The judicial analyses of innocent owner defenses in 21 U.S.C. Section 881(a)(6) and (7) reveal
disparate interpretations. There are two views (disjunctive and conjunctive) as to the correct
interpretation of the statute, and differences exist even within these two views. One school of
thought contends that the term "or" must be read in a disjunctive way, holding that the innocent
owner test requires a claimant to demonstrate either a lack of knowledge or a lack of
consent, but
not a lack of both knowledge and consent ( United States v. Parcel of Real Property
Known as 6109
Grubb Road ). On the other hand, there are some courts which have followed the conjunctive
school
of thought and have held that, in order to maintain the innocent owner defense, a claimant must
establish both lack of knowledge and lack of consent ( United States v. One Parcel of Land,
Known
as Lot 111-B, Tax Map Key 4-4-03-71(4), Waipouli, Kapaa, Island and County of Kauai, State of
Hawaii ). Within the conjunctive view, some courts extend the defense further by stating that
in
order to meet the lack-of-consent test of the innocent-owner defense, the claimant must prove that
he "had done all that reasonably could be expected to prevent the proscribed use of his property"
( Calero-Toledo v. Pearson Yacht Leasing Co. ).
In the cases of Alexander v. United States and Austin v.

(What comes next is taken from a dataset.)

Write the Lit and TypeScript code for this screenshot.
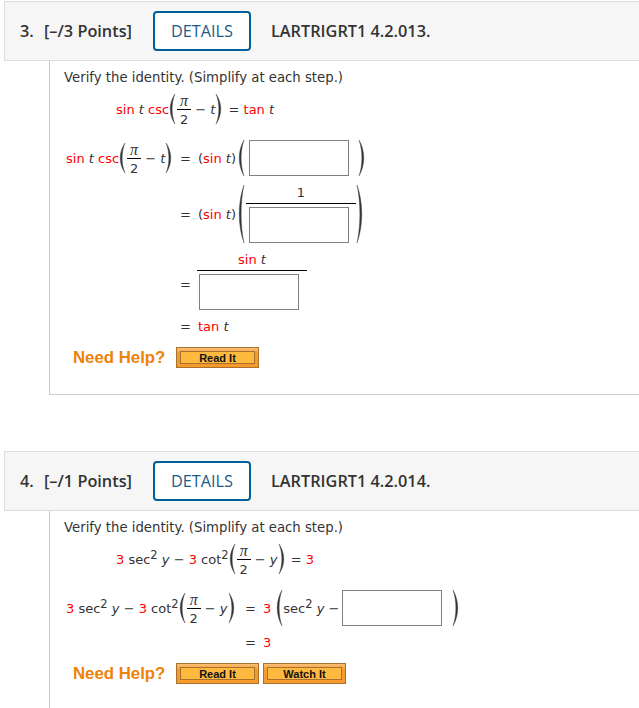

United States ,
the Supreme Court found
that in some instances, civil proceedings do constitute punishment and may violate the Eighth
Amendment's excessive fines clause. However, the owner's innocence is only one of the factors that
the lower courts have included in their various post-Austin/Alexander tests for
determining whether
a forfeiture constitutes an excessive fine.